Question

An airplane flying horizontally at a constant speed of 350 km/h over level ground releases a bundle of food supplies. Ignore the effect of the air on the bundle. What are the bundle’s initial (a) vertical and (b) horizontal components of velocity? (c) What is its horizontal component of velocity just before hitting the ground? (d) If the airplane’s speed were, instead, 450 km/h , would the time of fall be longer, shorter, or the same?

Short answer

1. The vertical component of the velocity is $v_{0y}=0$.
2. The Horizontal component of the velocity is $v_{0x}=350\mathrm{km}/\mathrm{h}$.
3. The Horizontal component of velocity just before hitting the ground is $v_{fx}=350\mathrm{km}/\mathrm{h}$.
4. The time of fall will be same.

Step-by-step solution

Given information

Airplane speed is 350 km/h ( horizontally) .

To understand the concept

It deals with the kinematic equations of motion in which the motion can be described with constant acceleration. Also, this problem is based on the concept of projectile motion. When a particle is thrown near the earth’s surface, it travels along a curved path under constant acceleration directed towards the center of the earth surface. This is a projectile motion problem, which contains two independent motions.

Formulae:

Kinematic equations:

$$\begin{gathered} v_{fy}=v_{0y}+at \\ ∆y=y_{0y}t+\left(\frac{1}{2}{a}_y{t}^2\right) \end{gathered}$$

(a) To find Vertical component of initial velocity.

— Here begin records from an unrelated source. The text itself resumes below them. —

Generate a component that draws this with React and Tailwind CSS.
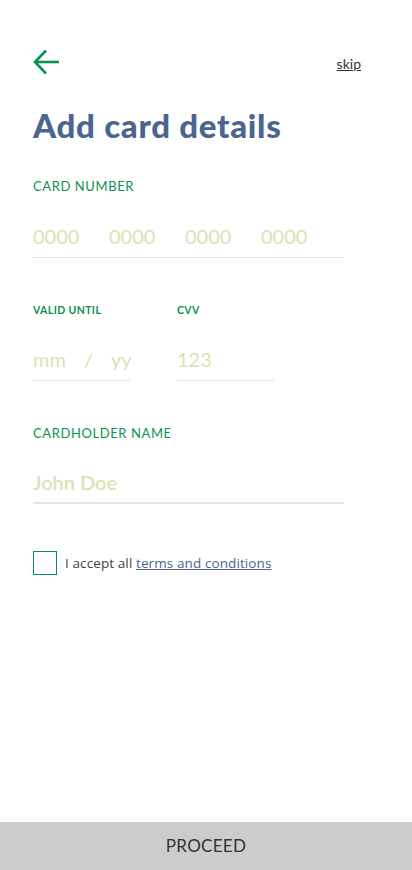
import React, { useState } from 'react';

const font = { fontFamily: 'Lato, "Open Sans", sans-serif' };

function Field({ label, bold, children, width = 'w-[311px]', thick, gap = 'mt-[28px]' }) {
  return (
    <div className={width}>
      <p className={`text-[#0a9350] ${bold ? 'text-[10.5px] font-bold h-[14px] leading-[14px] tracking-[0.4px]' : 'text-[13px] h-[16px] leading-[16px] tracking-[0.6px]'}`}>{label}</p>
      <div className={`${gap} ${thick ? 'border-b-2 pb-[6px]' : 'border-b pb-[7px]'} border-[#e3e3e3] text-[20px] leading-[28px] text-[#d6e4b6]`}>
        {children}
      </div>
    </div>
  );
}

export default function App() {
  const [accepted, setAccepted] = useState(false);

  return (
    <div className="w-[412px] h-[870px] bg-white flex flex-col" style={font}>
      <div className="flex-1 px-[33px]">
        <div className="flex items-center justify-between pt-[49px] pr-[18px]">
          <svg width="27" height="26" viewBox="0 0 27 26" fill="none" stroke="#0a9350" strokeWidth="2.6" strokeLinecap="butt">
            <path d="M26 13H2.5" />
            <path d="M13 1.5L2 13l11 11.5" />
          </svg>
          <a className="text-[14px] text-[#333] underline mt-[2px]">skip</a>
        </div>

        <h1 className="mt-[30px] text-[33px] leading-[40px] font-black text-[#4b6490] tracking-[0.7px]">Add card details</h1>

        <div className="mt-[33px]">
          <Field label="CARD NUMBER">
            <div className="flex gap-[30px]">
              <span className="w-[46px]">0000</span>
              <span className="w-[46px]">0000</span>
              <span className="w-[46px]">0000</span>
              <span className="w-[46px]">0000</span>
            </div>
          </Field>
        </div>

        <div className="mt-[45px] flex gap-[47px]">
          <Field label="VALID UNTIL" bold width="w-[97px]">
            <div className="flex">
              <span>mm</span>
              <span className="ml-[18px]">/</span>
              <span className="ml-[18px]">yy</span>
            </div>
          </Field>
          <Field label="CVV" bold width="w-[97px]">
            <span>123</span>
          </Field>
        </div>

        <div className="mt-[44px]">
          <Field label="CARDHOLDER NAME" thick gap="mt-[27px]">
            <span className="font-semibold">John Doe</span>
          </Field>
        </div>

        <label className="mt-[47px] flex items-center gap-[8px] cursor-pointer">
          <input type="checkbox" className="hidden" checked={accepted} onChange={e => setAccepted(e.target.checked)} />
          <span className="w-[24px] h-[24px] border border-[#0a9350] flex items-center justify-center text-[#0a9350] text-[14px]">
            {accepted ? '✓' : ''}
          </span>
          <span className="text-[13.5px] text-[#444] tracking-[0.1px]" style={{ fontFamily: '"Open Sans", sans-serif' }}>
            I accept all <a className="text-[#4b6490] underline">terms and conditions</a>
          </span>
        </label>
      </div>

      <button className="h-[48px] w-full bg-[#cccccc] text-[17px] text-[#333] tracking-[0.3px]">PROCEED</button>
    </div>
  );
}
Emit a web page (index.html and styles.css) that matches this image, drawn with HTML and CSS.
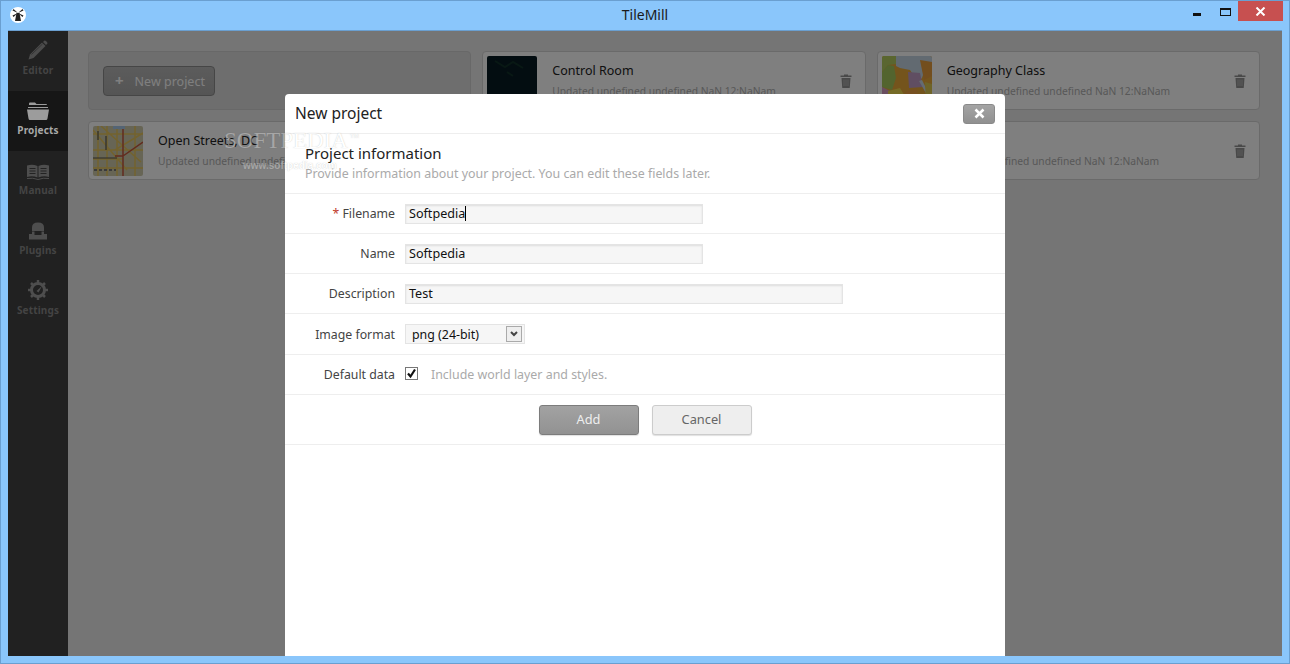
FILE: index.html
```html
<!DOCTYPE html>
<html lang="en">
<head>
<meta charset="UTF-8">
<title>TileMill</title>
<link rel="stylesheet" href="styles.css">
</head>
<body>

<svg class="defs" width="0" height="0">
  <symbol id="trash" viewBox="0 0 12 14">
    <path d="M4 1.500V.5h4v1h3.500V3H.5V1.500zM1.500 4h9l-.7 9.500q0 .5-.8.5H3q-.8 0-.8-.5z" fill="#929292"/>
    <path d="M4 5.500V12M6 5.500V12M8 5.500V12" stroke="#ffffff" stroke-opacity=".45" stroke-width=".8"/>
  </symbol>
</svg>

<!-- WINDOW CHROME -->
<div class="titlebar">
  <div class="app-icon">
    <svg width="12" height="14" viewBox="0 0 12 14"><path d="M4.500 5h3l1.500 8H3z" fill="#222"/><path d="M6 5 1.500 1 .5 2.500zM6 5l4.500-4 1 1.500zM6 5 1.500 9 .5 7.500zM6 5l4.500 4 1-1.500z" fill="#222"/></svg>
  </div>
  <div class="win-title">TileMill</div>
  <div class="win-buttons">
    <span class="win-min"></span>
    <span class="win-max"></span>
    <span class="win-close">
      <svg width="11" height="9" viewBox="0 0 11 9"><path d="M1.500 .5l8 8M9.500 .5l-8 8" stroke="#fff" stroke-width="2"/></svg>
    </span>
  </div>
</div>

<!-- APP -->
<div class="app">

  <div class="sidebar">
    <div class="nav-item">
      <svg width="20" height="20" viewBox="0 0 20 20"><path d="M16.500 .5q1 0 2 1t1 2l-1.500 1.500-3-3z" fill="#4c4c4c"/><path d="M14 2.500l3.500 3.500L5.500 18 .5 19.500 2 14.500z" fill="#4c4c4c"/><path d="M3.500 14.500 14.500 4" stroke="#2e2e2e" stroke-width=".8"/></svg>
      <span>Editor</span>
    </div>
    <div class="nav-item active">
      <svg width="22" height="18" viewBox="0 0 22 18"><path d="M2 3V1.500Q2 .5 3 .5h5l1.500 1.500h9.500q1 0 1 1z" fill="#9c9c9c"/><path d="M1 5h20v1H1z" fill="#9c9c9c"/><path d="M0 7.500h22l-1.500 9q-.2 1.500-1.500 1.500H3q-1.300 0-1.500-1.500z" fill="#9c9c9c"/></svg>
      <span>Projects</span>
    </div>
    <div class="nav-item">
      <svg width="22" height="16" viewBox="0 0 22 16"><path d="M0 1.500Q5.500 0 10.500 2v11.500Q5.500 11.500 0 13zM22 1.500Q16.500 0 11.500 2v11.500q5-2 10.500-.5z" fill="#4e4e4e"/><path d="M2.500 4.500h6M2.500 7h6M2.500 9.500h6M13.500 4.500h6M13.500 7h6M13.500 9.500h6" stroke="#232323"/><path d="M0 14.500q6-1 11 1 5-2 11-1" stroke="#4e4e4e" fill="none"/></svg>
      <span>Manual</span>
    </div>
    <div class="nav-item">
      <svg width="18" height="18" viewBox="0 0 18 18"><path d="M3 5.500Q3 .5 9 .5t6 5V9H3z" fill="#4e4e4e"/><path d="M0 12h3V9.500h2.500V13h7V9.500H15V12h3v5.500H0z" fill="#4e4e4e"/><path d="M6.500 9.500v3M11.500 9.500v3" stroke="#232323"/></svg>
      <span>Plugins</span>
    </div>
    <div class="nav-item">
      <svg width="20" height="20" viewBox="0 0 20 20"><circle cx="10" cy="10" r="6.500" fill="none" stroke="#4e4e4e" stroke-width="3"/><path d="M10 0v4M10 16v4M0 10h4M16 10h4M3 3l2.500 2.500M14.500 14.500 17 17M3 17l2.500-2.500M17 3l-2.500 2.500" stroke="#4e4e4e" stroke-width="2.500"/><path d="M8.500 11 14 6l-3.500 6.500z" fill="#4e4e4e"/></svg>
      <span>Settings</span>
    </div>
  </div>

  <div class="main">
    <div class="grid">
      <div class="new-box">
        <button class="new-btn"><b>+</b>New project</button>
      </div>

      <div class="card">
        <svg class="thumb" viewBox="0 0 50 50"><rect width="50" height="50" fill="#071a22"/><path d="M8 5l10 6 8-5 10 6M20 16l6 4" stroke="#103029" stroke-width="2" fill="none"/></svg>
        <div class="card-info">
          <h3>Control Room</h3>
          <p>Updated undefined undefined NaN 12:NaNam</p>
        </div>
        <svg class="trash"><use href="#trash"/></svg>
      </div>

      <div class="card">
        <svg class="thumb" viewBox="0 0 50 50"><rect width="50" height="50" fill="#e8a838"/><path d="M0 0h20L14 8 6 9 0 16z" fill="#b4cc60"/><path d="M0 16l6-7 6 1 2 12-4 12-10-3z" fill="#a6c85c"/><path d="M14 0h36v6l-6 4-4 12-4 4-8-12-10-2-4-2z" fill="#c4d4e2"/><path d="M26 16l12 1 3 14-14 1z" fill="#c09cc4"/><path d="M38 4l12 2v14l-8 4z" fill="#e69c3c"/><path d="M0 31l8 4-2 15H0z" fill="#d49cc0"/><path d="M6 35l12-3 6 10-4 8H6z" fill="#ecd64c"/><path d="M24 36l10-4 6 18H22z" fill="#eea040"/><path d="M40 24l10 20-1 2-12-21z" fill="#c8d8e4"/><path d="M43 26l7 2v22h-6z" fill="#dcc850"/></svg>
        <div class="card-info">
          <h3>Geography Class</h3>
          <p>Updated undefined undefined NaN 12:NaNam</p>
        </div>
        <svg class="trash"><use href="#trash"/></svg>
      </div>

      <div class="card">
        <svg class="thumb" viewBox="0 0 50 50"><rect width="50" height="50" fill="#cfcbaa"/><path d="M0 8h50M0 24h50M0 33h30M0 42h50M5 0v50M14 0v50M24 0v50M42 0v50M0 4l34 40M8 0l40 36M50 7 22 24" stroke="#e6c55c" stroke-width="1.500" fill="none"/><path d="M30 0v30h-8M30 30l20-14M30 30v20" stroke="#c4563c" stroke-width="1.500" fill="none"/><path d="M0 32h24M13 10v14M5 5v9" stroke="#555" stroke-width="1.200" fill="none"/><path d="M20 0h12v3H20z" fill="#a8c8e8"/><path d="M1 44h22" stroke="#777" stroke-dasharray="3 2" stroke-width="2"/></svg>
        <div class="card-info">
          <h3>Open Streets, DC</h3>
          <p>Updated undefined undefined NaN 12:NaNam</p>
        </div>
        <svg class="trash"><use href="#trash"/></svg>
      </div>

      <div class="card"></div>

      <div class="card">
        <div class="card-info card-info-end">
          <h3>&nbsp;</h3>
          <p>Updated undefined undefined NaN 12:NaNam</p>
        </div>
        <svg class="trash"><use href="#trash"/></svg>
      </div>
    </div>
  </div>

  <!-- MODAL -->
  <div class="overlay"></div>
  <div class="modal">
    <div class="modal-head">
      <h1>New project</h1>
      <button class="modal-close">
        <svg width="11" height="11" viewBox="0 0 11 11"><path d="M1.500 1.500l8 8M9.500 1.500l-8 8" stroke="#fff" stroke-width="2.500"/></svg>
      </button>
    </div>
    <div class="modal-intro">
      <h2>Project information</h2>
      <p>Provide information about your project. You can edit these fields later.</p>
    </div>
    <div class="row">
      <label><i>*</i> Filename</label>
      <div class="field">Softpedia<span class="caret"></span></div>
    </div>
    <div class="row">
      <label>Name</label>
      <div class="field">Softpedia</div>
    </div>
    <div class="row">
      <label>Description</label>
      <div class="field field-wide">Test</div>
    </div>
    <div class="row row-tall">
      <label>Image format</label>
      <div class="select">
        <span>png (24-bit)</span>
        <span class="select-arrow">
          <svg width="8" height="6" viewBox="0 0 8 6"><path d="M1 1l3 3 3-3" stroke="#444" stroke-width="2" fill="none"/></svg>
        </span>
      </div>
    </div>
    <div class="row">
      <label>Default data</label>
      <span class="check">
        <svg width="11" height="11" viewBox="0 0 11 11"><path d="M2 5.500l2.500 3L9 1.500" stroke="#111" stroke-width="2.200" fill="none"/></svg>
      </span>
      <span class="hint">Include world layer and styles.</span>
    </div>
    <div class="actions">
      <button class="btn btn-add">Add</button>
      <button class="btn">Cancel</button>
    </div>
  </div>

</div>

<!-- WATERMARK -->
<div class="mark">
  <div class="mark-name">SOFTPEDIA<sup>TM</sup></div>
  <div class="mark-url">www.softpedia.com</div>
</div>

</body>
</html>
```

FILE: styles.css
```css
*{
 box-sizing:border-box;
}

body{
 margin:0;
 width:1290px;
 height:664px;
 overflow:hidden;
 display:flex;
 flex-direction:column;
 background:#8ac6fb;
 border:1px solid #6a9fd0;
 font-family:'Noto Sans',sans-serif;
 font-size:12.4px;
 color:#333;
}

.defs{
 display:block;
}

/* WINDOW CHROME */
.titlebar{
 height:29px;
 flex:none;
 display:flex;
 align-items:flex-start;
 position:relative;
}

.app-icon{
 width:16px;
 height:16px;
 margin:6px 0 0 9px;
 border-radius:50%;
 background:#fff;
 display:flex;
 align-items:center;
 justify-content:center;
}

.win-title{
 position:absolute;
 left:0;
 right:0;
 top:4px;
 text-align:center;
 font-size:14px;
 line-height:20px;
 color:#1a1a1a;
}

.win-buttons{
 margin-left:auto;
 margin-right:6px;
 display:flex;
 align-items:flex-start;
}

.win-min{
 width:8px;
 height:3px;
 background:#111;
 margin:12px 19px 0 0;
}

.win-max{
 width:11px;
 height:8px;
 border:1px solid #111;
 border-top-width:2px;
 margin:7px 7px 0 0;
}

.win-close{
 width:45px;
 height:20px;
 background:#c75050;
 display:flex;
 align-items:center;
 justify-content:center;
}

/* APP */
.app{
 flex:1;
 margin:0 7px 7px;
 display:flex;
 position:relative;
 overflow:hidden;
 border-top:1px solid #6a9fd0;
 min-height:0;
}

.sidebar{
 width:60px;
 flex:none;
 background:#212121;
 position:relative;
 z-index:2;
}

.nav-item{
 height:60px;
 display:flex;
 flex-direction:column;
 align-items:center;
 justify-content:flex-end;
 padding-bottom:14px;
 color:#444;
 font-size:10px;
 font-weight:700;
 letter-spacing:.15px;
 line-height:13px;
}

.nav-item svg{
 margin-bottom:4px;
}

.nav-item.active{
 background:#161616;
 color:#a8a8a8;
}

.main{
 flex:1;
 background:#eaeaea;
 padding:20px 22px 0 20px;
}

.grid{
 display:grid;
 grid-template-columns:repeat(3,1fr);
 grid-auto-rows:59px;
 gap:11px;
}

.new-box{
 background:#dcdcdc;
 border:1px solid #d0d0d0;
 border-radius:4px;
 padding:14px;
 display:flex;
 align-items:center;
}

.new-btn{
 width:112px;
 height:30px;
 background:linear-gradient(#b8b8b8,#aaa);
 border:1px solid #8c8c8c;
 border-radius:4px;
 font:12.5px 'Noto Sans',sans-serif;
 line-height:26px;
 color:#fff;
 text-align:left;
 padding:0 0 4px 11px;
}

.new-btn b{
 margin-right:11px;
 font-size:15px;
}

.card{
 background:#fff;
 border:1px solid #d4d4d4;
 border-radius:4px;
 padding:4px 13px 4px 4px;
 display:flex;
 align-items:center;
}

.thumb{
 width:50px;
 height:50px;
 flex:none;
 border-radius:2px;
}

.card-info{
 flex:1;
 margin:-1px 0 0 15px;
 min-width:0;
}

.card-info-end{
 margin-left:54px;
}

.card h3{
 margin:0;
 font-size:12.5px;
 font-weight:400;
 line-height:18px;
 color:#222;
}

.card p{
 margin:4px 0 0;
 font-size:10.25px;
 line-height:15px;
 color:#b0b0b0;
 white-space:nowrap;
}

.trash{
 width:12px;
 height:14px;
 flex:none;
}

/* MODAL */
.overlay{
 position:absolute;
 left:0;
 top:0;
 right:0;
 bottom:0;
 background:rgba(0,0,0,.5);
}

.modal{
 position:absolute;
 left:277px;
 top:63px;
 bottom:0;
 width:720px;
 background:#fff;
 border-radius:4px 4px 0 0;
}

.modal-head{
 height:40px;
 padding:0 10px;
 display:flex;
 align-items:center;
 justify-content:space-between;
 border-bottom:1px solid #eee;
}

.modal-head h1{
 margin:0 0 2px;
 font-size:15.5px;
 font-weight:400;
 color:#222;
}

.modal-close{
 width:32px;
 height:20px;
 padding:0;
 background:linear-gradient(#a4a4a4,#909090);
 border:1px solid #8a8a8a;
 border-radius:3px;
 display:flex;
 align-items:center;
 justify-content:center;
}

.modal-intro{
 height:60px;
 padding:9px 20px 0;
 border-bottom:1px solid #eee;
}

.modal-intro h2{
 margin:0;
 font-size:15px;
 font-weight:400;
 line-height:20px;
 color:#222;
}

.modal-intro p{
 margin:2px 0 0;
 line-height:18px;
 color:#aaa;
}

.row{
 height:40px;
 display:flex;
 align-items:center;
 border-bottom:1px solid #eee;
 color:#444;
}

.row-tall{
 height:41px;
}

.row label{
 width:110px;
 text-align:right;
 margin-right:10px;
 font-size:12.3px;
}

.row label i{
 color:#c0392b;
 font-style:normal;
}

.field{
 width:298px;
 height:20px;
 background:#f6f6f6;
 border:1px solid #e4e4e4;
 box-shadow:inset 0 1px 2px #ddd;
 padding:0 3px;
 font-size:12.6px;
 line-height:18px;
 color:#111;
}

.field-wide{
 width:438px;
}

.caret{
 display:inline-block;
 width:1px;
 height:15px;
 background:#000;
 vertical-align:-3px;
}

.select{
 width:120px;
 height:20px;
 background:#f6f6f6;
 border:1px solid #e4e4e4;
 padding-left:6px;
 line-height:19px;
 color:#111;
 display:flex;
 justify-content:space-between;
}

.select-arrow{
 width:16px;
 height:16px;
 margin:1px 2px 1px 1px;
 background:#eee;
 border:1px solid #aaa;
 display:flex;
 align-items:center;
 justify-content:center;
}

.check{
 width:13px;
 height:13px;
 background:#fff;
 border:1px solid #777;
 display:flex;
 align-items:center;
 justify-content:center;
 margin-top:-3px;
}

.hint{
 margin-left:13px;
 color:#aaa;
}

.actions{
 height:50px;
 display:flex;
 justify-content:center;
 gap:13px;
 padding-top:10px;
 border-bottom:1px solid #eee;
}

.btn{
 width:100px;
 height:30px;
 padding:0 0 2px;
 font:12.8px 'Noto Sans',sans-serif;
 color:#666;
 background:#eee;
 border:1px solid #ccc;
 border-radius:3px;
 box-shadow:0 1px 1px #e0e0e0;
}

.btn-add{
 background:linear-gradient(#a2a2a2,#929292);
 border-color:#7c7c7c;
 color:#eee;
}

/* WATERMARK */
.mark{
 position:absolute;
 left:224px;
 top:128px;
 color:#fff;
 opacity:.3;
 text-shadow:0 0 1px #444;
 pointer-events:none;
}

.mark-name{
 font:23px 'Liberation Serif',serif;
 line-height:26px;
}

.mark-name sup{
 font:6px 'Liberation Sans',sans-serif;
 vertical-align:10px;
 margin-left:2px;
}

.mark-url{
 font:bold 10px 'Liberation Sans',sans-serif;
 margin:6px 0 0 19px;
}
```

Airplane is moving horizontally; hence initially bundle has speed only along horizontal direction.

Hence,

$v_{0y}=0$

(b) To find horizontal component of initial velocity

And horizontal component will be same as airplanes speed as it was in the plane moving along with it.

Hence,

$v_{0x}=350\mathrm{km}/\mathrm{h}$

(c) To find horizontal component of velocity just before hitting the ground

It is known that, horizontal motion would occur with constant speed as there is no acceleration in the horizontal direction.

Hence,

$$\begin{gathered} v_{fx}=v_{0x} \\ =350\mathrm{km}/\mathrm{h} \end{gathered}$$

(d) To check the time of fall, when speed is

$$\begin{gathered} ∆y=v_{0y}t+\left(1/2a_y{t}^2\right) \\ \mathrm{As},V_{iy}=0 \\ ∆y=\left(\frac{1}{2}{a}_y{t}^2\right) \end{gathered}$$

From this formula we can say that, time of fall depends on vertical height only, hence it would be same for any speed.